OK, this sounds very dangerous.
The other thing that is sometimes dangerous: You must pay attention when you wash yourself in the river. You cannot do it past five or six in the evening, when it becomes dark, because the big snakes live in the rivers — constrictors that are ten meters long. They go to get food. And if they get you, they break all your bones. They constrict you and eat you.
This keeps getting worse.
It’s only a danger if you don’t know how to handle it. You see, you must pay attention. It’s like an Indian who comes to New York. It’s a disaster, because they don’t know how to cross a street and a car can kill them. And for them, it’s more dangerous to go to New York than for you to go to the jungle. All danger is relative.
What kind of camera and film do you use for these trips?
I used to work with film. And all the work that I shot after 2013 is all digital, all shot with Canon’s 1DS. I had Canon develop this camera specially for me, though, for the trip. In Amazônia, you must have a camera that resists the humidity, because sometimes you have one hundred percent humidity.
Why did you shoot Amazônia in black and white?
I shoot everything in black and white, I don’t shoot in color. When I started photography, I worked for many years for the Gamma and Magnum agencies, and they were all color assignments. But color, for me, was disturbing, because the colors became too important, much more important than the reality [of the scene]. A distraction.
Getting past the distraction, I could concentrate on what was necessary. Of course, nothing is really black-and-white, black-and-white is an abstraction. It’s all grays.
There are wonderful shots from airplanes. Is it true to say that some are vistas few people have seen?
Exactly. For example, the pictures you know from Amazônia show a flat land with rivers and a lake in the middle. But there’s a chain of mountains in Brazil that no one knows — and I wanted to see them.
The small planes can’t go there, since there is nowhere to refuel. I asked Brazilian authorities to help. So, I went with the Brazilian army on many missions. They allowed me to fly in helicopters with an open door.
What was it like photographing the indigenous peoples?

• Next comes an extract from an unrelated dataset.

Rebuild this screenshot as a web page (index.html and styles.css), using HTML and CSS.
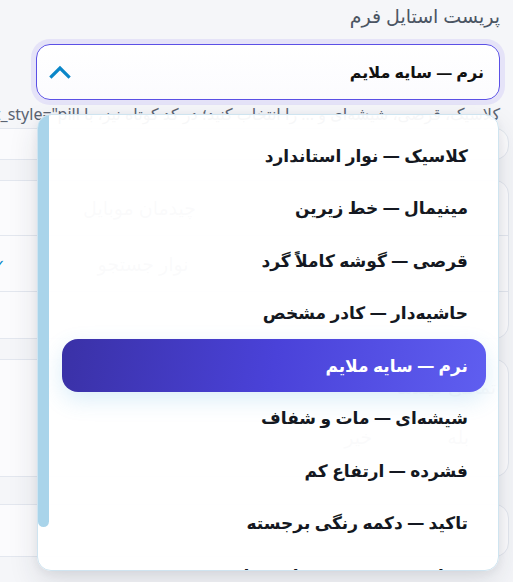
FILE: index.html
```html
<!DOCTYPE html>
<html lang="fa" dir="rtl">
<head>
<meta charset="utf-8">
<title>پریست استایل فرم</title>
<link rel="stylesheet" href="styles.css">
</head>
<body>
<div class="field">
  <label class="field-label">پریست استایل فرم</label>
  <div class="select">
    <span class="select-value">نرم — سایه ملایم</span>
    <svg class="chevron" width="22" height="14" viewBox="0 0 22 14"><polyline points="2.5,11.5 11,3 19.5,11.5" fill="none" stroke="#0a86c8" stroke-width="3.2" stroke-linecap="square"/></svg>
  </div>
  <p class="hint">کلاسیک، قرصی، شیشه‌ای و ... را انتخاب کنید؛ در کد کوتاه نیز، با preset_style="pill"</p>

  <div class="dropdown">
    <ul class="options">
      <li class="option">کلاسیک — نوار استاندارد</li>
      <li class="option">مینیمال — خط زیرین</li>
      <li class="option">قرصی — گوشه کاملاً گرد</li>
      <li class="option">حاشیه‌دار — کادر مشخص</li>
      <li class="option selected">نرم — سایه ملایم</li>
      <li class="option">شیشه‌ای — مات و شفاف</li>
      <li class="option">فشرده — ارتفاع کم</li>
      <li class="option">تاکید — دکمه رنگی برجسته</li>
      <li class="option">شناور — برچسب شناور فیلد</li>
    </ul>
    <div class="scrollbar"><div class="scroll-thumb"></div></div>
  </div>
</div>

<div class="bg">
  <div class="card card-a"></div>
  <div class="card card-b">
    <div class="row row-1"><span class="faint">چیدمان موبایل</span></div>
    <div class="row row-2"><span class="faint">نوار جستجو</span><span class="tick">✓</span></div>
    <div class="row row-3"></div>
  </div>
  <div class="card card-c">
    <div class="row row-4"><span class="faint">تمامی فیلدها</span></div>
    <div class="row row-5"><span class="faint">بله</span><span class="faint">خیر</span></div>
  </div>
  <div class="card card-d"></div>
</div>
</body>
</html>
```

FILE: styles.css
```css
html, body {
  margin: 0;
  padding: 0;
}
body {
  background: #f5f6f9;
  font-family: "Noto Sans", "DejaVu Sans", sans-serif;
  color: #111827;
  overflow: hidden;
  width: 513px;
  height: 582px;
}
.field {
  position: relative;
  padding: 2px 13px 0 36px;
  z-index: 2;
}
.field-label {
  display: block;
  font-size: 19px;
  line-height: 28px;
  color: #4b5563;
}
.select {
  margin-top: 14px;
  height: 54px;
  border: 1px solid #5b50e6;
  border-radius: 14px;
  background: linear-gradient(#ffffff, #fbfbfe);
  box-shadow: 0 0 0 5px #e5e3f8;
  display: flex;
  align-items: center;
  justify-content: space-between;
  padding: 0 15px 0 12px;
}
.select-value {
  font-size: 16px;
  font-weight: 700;
  color: #111;
}
.chevron {
  display: block;
}
.hint {
  margin: 3px -13px 0 0;
  padding-right: 13px;
  font-size: 16px;
  line-height: 22px;
  color: #5b6472;
  white-space: nowrap;
}
.dropdown {
  position: absolute;
  top: 114px;
  left: 37px;
  width: 462px;
  height: 457px;
  box-sizing: border-box;
  border: 1px solid #cfe4f0;
  border-radius: 14px;
  background: rgba(255, 255, 255, 0.95);
  box-shadow: 0 12px 30px rgba(30, 41, 59, 0.12), 0 2px 8px rgba(30, 41, 59, 0.06);
  overflow: hidden;
  display: flex;
}
.options {
  flex: 1;
  list-style: none;
  margin: 0;
  overflow: hidden;
  padding: 14px 12px 14px 13px;
}
.scrollbar {
  width: 11px;
  flex: none;
}
.scroll-thumb {
  height: 412px;
  background: #a9d4ea;
  border-radius: 0 0 6px 6px;
}
.option {
  height: 52.5px;
  display: flex;
  align-items: center;
  padding: 0 18px;
  font-size: 17px;
  font-weight: 700;
  color: #141821;
  border-radius: 16px;
  box-sizing: border-box;
}
.option.selected {
  color: #fff;
  background: linear-gradient(100deg, #3a31a6 0%, #4a42d9 50%, #5f5ef0 100%);
  box-shadow: 0 8px 22px rgba(56, 160, 220, 0.18);
}

/* background content under the overlay */
.bg {
  position: relative;
  z-index: 1;
  margin: 3px 4px 0 -30px;
  display: flex;
  flex-direction: column;
  gap: 20px;
}
.card {
  background: #fbfbfd;
  border: 1px solid #e3e7ef;
  border-radius: 14px;
}
.card-a {
  height: 30px;
}
.card-b,
.card-c {
  display: flex;
  flex-direction: column;
}
.row {
  border-bottom: 1px solid #e3e7ef;
  display: flex;
  align-items: center;
  justify-content: flex-end;
  padding-left: 112px;
}
.row:last-child {
  border-bottom: 0;
}
.row-1 { height: 54px; }
.row-2 { height: 55px; padding-left: 22px; gap: 92px; }
.row-3 { height: 46px; }
.row-4 {
  height: 52px;
  border-bottom: 0;
  justify-content: flex-start;
  padding-right: 12px;
  align-items: flex-start;
  padding-top: 14px;
  box-sizing: border-box;
}
.row-5 {
  height: 64px;
  box-sizing: border-box;
  justify-content: flex-start;
  padding: 12px 39px 0 0;
  gap: 75px;
  align-items: flex-start;
}
.card-d {
  height: 51px;
  margin-top: 7px;
}
.faint {
  font-size: 19px;
  color: #9aa1ae;
}
.tick {
  color: #0a86c8;
  font-weight: 700;
  font-size: 15px;
}
```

There are about one hundred ninety tribes in Amazônia, with more than a hundred sixty different languages. For each trip, it was necessary to organize a different translator, a different anthropologist.
The communities are very nice, they are very delicate people. Once you are there, you are part of the community, they are very happy that you are there. Some became my friends forever.
You’ve done so much photography about the environment, this seems like the perfect capstone for you.
Photography is a way of life. I don’t do it because I’m a reporter or an anthropologist. I take pictures of the things that I love. If I was not in love with the Amazônia, I wouldn’t want to spend seven years in Amazônia sleeping in the bush, eating not very well and being far away from city comforts.
When I photographed Genesis, it was the same thing. I was in love with my planet. When I photographed the starvation in Africa, I was so upset about the state of health in the world. I did Amazônia because I love it, I love the Indians. And I believe we must have a better planet, and we must protect nature.